* **WHAT THIS TASK INVOLVES**
Wherever the string "image" appears in the listing, copy that line.

Rows from a dataset of pages and code:
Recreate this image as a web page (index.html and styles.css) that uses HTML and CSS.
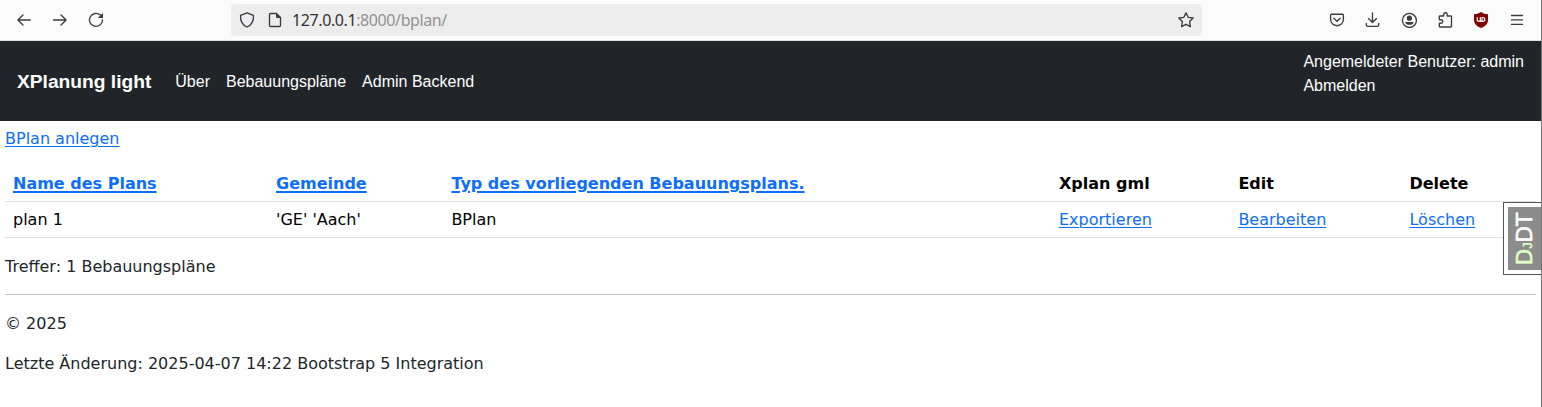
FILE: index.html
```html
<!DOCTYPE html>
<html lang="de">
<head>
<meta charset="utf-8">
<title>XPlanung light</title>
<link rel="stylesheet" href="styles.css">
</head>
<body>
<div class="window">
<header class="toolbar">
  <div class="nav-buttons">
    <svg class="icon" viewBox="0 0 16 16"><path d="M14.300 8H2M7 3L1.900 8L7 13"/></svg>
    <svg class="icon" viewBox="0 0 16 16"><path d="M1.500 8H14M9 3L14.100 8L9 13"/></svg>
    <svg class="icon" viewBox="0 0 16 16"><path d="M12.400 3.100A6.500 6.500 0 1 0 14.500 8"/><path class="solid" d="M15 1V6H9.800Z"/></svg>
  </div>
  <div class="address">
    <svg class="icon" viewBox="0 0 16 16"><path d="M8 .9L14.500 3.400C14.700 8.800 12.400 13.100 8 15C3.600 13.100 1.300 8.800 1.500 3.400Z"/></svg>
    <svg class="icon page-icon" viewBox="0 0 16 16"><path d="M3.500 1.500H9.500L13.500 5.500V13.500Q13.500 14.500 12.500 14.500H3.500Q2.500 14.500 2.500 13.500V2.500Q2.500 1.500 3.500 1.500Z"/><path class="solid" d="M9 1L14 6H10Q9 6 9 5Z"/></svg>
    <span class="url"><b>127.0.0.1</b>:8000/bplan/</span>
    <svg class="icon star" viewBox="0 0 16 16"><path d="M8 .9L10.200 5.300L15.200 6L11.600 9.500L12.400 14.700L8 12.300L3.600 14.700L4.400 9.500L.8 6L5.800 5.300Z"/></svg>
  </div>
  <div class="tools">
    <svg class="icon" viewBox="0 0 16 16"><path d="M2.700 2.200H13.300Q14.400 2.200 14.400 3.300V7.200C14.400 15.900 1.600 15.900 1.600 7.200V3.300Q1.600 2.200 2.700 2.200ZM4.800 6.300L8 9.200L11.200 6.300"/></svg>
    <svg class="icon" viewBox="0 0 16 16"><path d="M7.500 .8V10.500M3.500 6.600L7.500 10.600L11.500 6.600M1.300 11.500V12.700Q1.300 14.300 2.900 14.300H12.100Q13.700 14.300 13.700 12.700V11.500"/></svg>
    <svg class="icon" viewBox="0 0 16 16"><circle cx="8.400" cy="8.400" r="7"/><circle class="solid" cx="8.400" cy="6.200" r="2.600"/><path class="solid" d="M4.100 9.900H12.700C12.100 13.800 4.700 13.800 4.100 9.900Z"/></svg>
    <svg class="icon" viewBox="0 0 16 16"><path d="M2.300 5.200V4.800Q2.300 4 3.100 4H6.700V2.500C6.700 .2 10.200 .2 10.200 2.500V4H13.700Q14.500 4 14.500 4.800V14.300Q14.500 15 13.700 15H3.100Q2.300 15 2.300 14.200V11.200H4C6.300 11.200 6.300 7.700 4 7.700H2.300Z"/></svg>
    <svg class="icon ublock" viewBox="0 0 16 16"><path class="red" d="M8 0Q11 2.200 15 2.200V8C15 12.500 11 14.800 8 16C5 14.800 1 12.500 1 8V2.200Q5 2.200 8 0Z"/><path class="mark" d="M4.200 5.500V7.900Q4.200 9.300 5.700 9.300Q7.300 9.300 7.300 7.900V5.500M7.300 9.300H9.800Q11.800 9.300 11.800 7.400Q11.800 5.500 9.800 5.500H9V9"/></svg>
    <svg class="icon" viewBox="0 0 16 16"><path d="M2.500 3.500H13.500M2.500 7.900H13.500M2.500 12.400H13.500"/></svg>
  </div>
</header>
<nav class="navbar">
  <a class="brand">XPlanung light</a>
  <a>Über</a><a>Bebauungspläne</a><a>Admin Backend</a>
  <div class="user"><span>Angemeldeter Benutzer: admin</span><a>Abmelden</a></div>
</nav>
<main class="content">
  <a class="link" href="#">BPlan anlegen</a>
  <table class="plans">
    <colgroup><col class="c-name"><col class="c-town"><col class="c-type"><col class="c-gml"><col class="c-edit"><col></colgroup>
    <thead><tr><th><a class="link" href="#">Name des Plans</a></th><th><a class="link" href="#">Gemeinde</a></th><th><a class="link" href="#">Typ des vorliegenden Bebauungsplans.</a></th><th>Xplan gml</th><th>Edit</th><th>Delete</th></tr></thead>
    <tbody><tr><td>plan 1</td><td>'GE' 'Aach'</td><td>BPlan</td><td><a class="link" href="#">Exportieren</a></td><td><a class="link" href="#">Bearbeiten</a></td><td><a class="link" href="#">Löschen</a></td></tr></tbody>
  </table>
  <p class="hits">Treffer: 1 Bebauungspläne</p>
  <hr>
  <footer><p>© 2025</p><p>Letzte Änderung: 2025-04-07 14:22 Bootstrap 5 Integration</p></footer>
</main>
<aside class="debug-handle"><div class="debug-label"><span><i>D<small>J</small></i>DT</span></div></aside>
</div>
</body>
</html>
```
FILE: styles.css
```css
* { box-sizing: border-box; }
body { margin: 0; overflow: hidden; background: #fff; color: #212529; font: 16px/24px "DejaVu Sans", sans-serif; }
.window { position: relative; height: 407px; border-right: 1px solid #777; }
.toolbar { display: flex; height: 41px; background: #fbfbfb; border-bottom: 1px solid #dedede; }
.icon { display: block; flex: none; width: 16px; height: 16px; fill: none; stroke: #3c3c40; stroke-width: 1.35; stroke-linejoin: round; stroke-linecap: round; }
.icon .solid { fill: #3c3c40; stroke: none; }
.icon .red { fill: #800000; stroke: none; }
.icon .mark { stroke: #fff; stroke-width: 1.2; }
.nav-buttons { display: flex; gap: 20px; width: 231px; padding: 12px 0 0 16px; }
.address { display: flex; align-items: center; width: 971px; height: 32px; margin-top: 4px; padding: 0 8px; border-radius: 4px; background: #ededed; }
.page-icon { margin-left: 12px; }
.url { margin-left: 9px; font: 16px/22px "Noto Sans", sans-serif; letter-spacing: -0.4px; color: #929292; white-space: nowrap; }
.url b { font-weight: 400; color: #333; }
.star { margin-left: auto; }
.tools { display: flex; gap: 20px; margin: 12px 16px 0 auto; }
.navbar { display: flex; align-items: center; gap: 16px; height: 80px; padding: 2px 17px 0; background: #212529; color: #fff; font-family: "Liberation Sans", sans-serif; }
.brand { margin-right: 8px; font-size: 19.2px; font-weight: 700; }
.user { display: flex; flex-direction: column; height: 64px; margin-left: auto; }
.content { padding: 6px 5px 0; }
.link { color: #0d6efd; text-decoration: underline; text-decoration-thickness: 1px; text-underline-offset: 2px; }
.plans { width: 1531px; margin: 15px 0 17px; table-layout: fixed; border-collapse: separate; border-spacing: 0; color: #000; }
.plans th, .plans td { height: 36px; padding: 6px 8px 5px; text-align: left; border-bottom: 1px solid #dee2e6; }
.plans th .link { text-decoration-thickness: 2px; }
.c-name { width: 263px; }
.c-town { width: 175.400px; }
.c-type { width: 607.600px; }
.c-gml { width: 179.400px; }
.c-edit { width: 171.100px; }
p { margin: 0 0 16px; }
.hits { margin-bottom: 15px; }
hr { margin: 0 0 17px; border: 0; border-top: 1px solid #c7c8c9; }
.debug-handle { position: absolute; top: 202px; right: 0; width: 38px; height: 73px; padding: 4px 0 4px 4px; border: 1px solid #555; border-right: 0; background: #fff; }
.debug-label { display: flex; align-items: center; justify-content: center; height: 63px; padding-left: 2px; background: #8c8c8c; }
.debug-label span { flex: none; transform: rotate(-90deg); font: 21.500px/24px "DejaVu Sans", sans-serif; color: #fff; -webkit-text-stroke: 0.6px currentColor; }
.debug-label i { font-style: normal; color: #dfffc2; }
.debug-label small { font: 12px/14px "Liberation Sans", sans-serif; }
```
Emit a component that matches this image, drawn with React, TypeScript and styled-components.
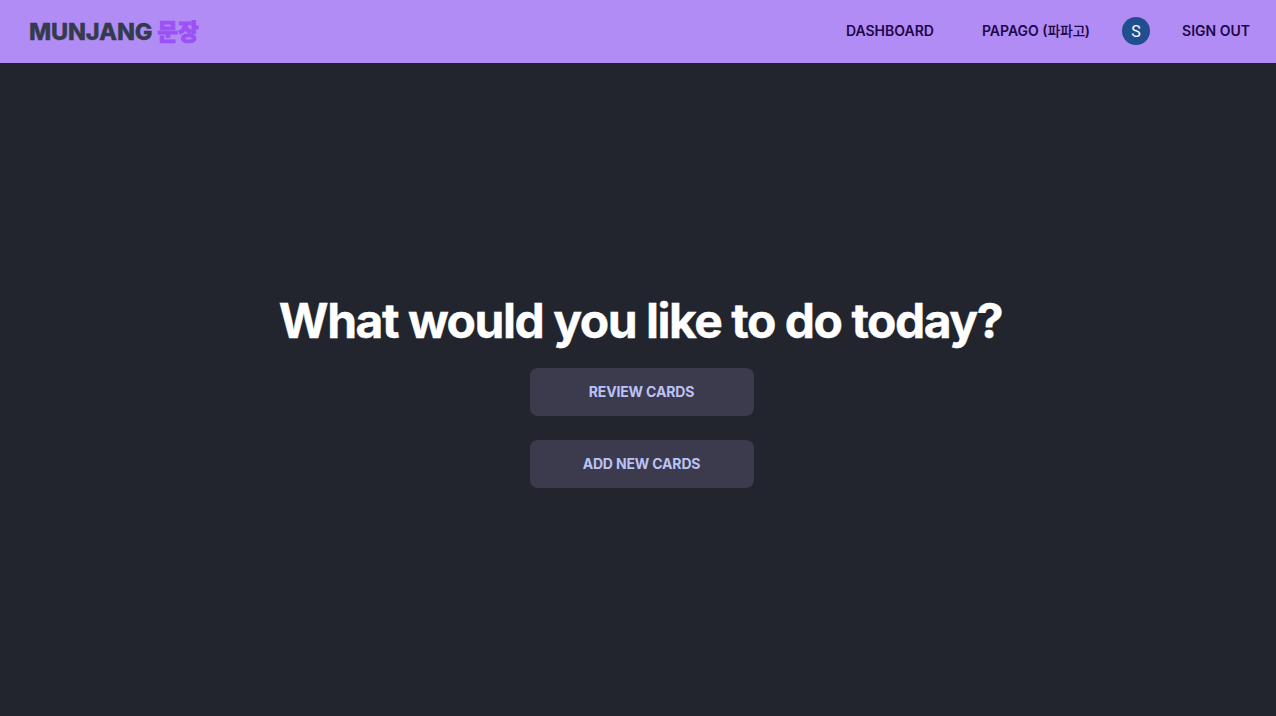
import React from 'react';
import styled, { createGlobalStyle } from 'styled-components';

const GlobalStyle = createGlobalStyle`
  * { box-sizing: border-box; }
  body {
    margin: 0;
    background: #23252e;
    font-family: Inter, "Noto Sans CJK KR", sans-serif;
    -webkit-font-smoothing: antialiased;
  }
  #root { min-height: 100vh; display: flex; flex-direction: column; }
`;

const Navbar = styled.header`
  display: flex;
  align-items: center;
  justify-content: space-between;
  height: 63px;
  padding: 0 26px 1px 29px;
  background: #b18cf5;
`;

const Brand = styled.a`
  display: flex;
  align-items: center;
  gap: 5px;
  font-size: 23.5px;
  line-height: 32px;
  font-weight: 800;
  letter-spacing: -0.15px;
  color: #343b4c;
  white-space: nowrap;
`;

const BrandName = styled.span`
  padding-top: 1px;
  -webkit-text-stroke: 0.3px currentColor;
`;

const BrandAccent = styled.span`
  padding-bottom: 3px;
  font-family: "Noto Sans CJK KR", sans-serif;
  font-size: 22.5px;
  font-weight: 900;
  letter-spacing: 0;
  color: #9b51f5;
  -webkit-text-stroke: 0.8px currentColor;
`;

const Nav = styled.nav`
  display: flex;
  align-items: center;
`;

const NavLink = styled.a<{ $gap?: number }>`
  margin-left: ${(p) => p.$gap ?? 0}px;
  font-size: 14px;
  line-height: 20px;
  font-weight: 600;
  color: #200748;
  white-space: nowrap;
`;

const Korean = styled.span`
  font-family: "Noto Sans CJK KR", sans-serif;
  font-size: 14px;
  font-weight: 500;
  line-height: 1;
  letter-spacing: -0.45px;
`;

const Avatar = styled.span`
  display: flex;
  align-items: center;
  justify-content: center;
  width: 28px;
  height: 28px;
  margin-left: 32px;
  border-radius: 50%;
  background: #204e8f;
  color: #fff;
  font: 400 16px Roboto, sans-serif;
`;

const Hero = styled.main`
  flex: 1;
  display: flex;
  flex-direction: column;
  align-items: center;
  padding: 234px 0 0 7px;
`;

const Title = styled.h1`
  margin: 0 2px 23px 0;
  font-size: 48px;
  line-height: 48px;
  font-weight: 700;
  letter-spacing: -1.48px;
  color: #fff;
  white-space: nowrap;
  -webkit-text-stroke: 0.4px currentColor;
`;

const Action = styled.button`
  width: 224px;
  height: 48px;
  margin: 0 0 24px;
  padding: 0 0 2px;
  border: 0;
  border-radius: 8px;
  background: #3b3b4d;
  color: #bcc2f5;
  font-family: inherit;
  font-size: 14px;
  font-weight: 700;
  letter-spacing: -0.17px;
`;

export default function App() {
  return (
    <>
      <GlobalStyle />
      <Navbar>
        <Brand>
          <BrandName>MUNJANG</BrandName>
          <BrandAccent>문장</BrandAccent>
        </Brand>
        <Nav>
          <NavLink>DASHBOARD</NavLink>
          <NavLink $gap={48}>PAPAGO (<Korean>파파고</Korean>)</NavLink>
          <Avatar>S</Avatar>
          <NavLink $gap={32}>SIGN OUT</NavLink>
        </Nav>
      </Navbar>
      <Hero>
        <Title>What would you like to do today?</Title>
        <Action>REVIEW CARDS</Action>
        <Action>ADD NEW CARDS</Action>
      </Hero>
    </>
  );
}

* **FINAL ANSWER**
Recreate this image as a web page (index.html and styles.css) that uses HTML and CSS.
Emit a component that matches this image, drawn with React, TypeScript and styled-components.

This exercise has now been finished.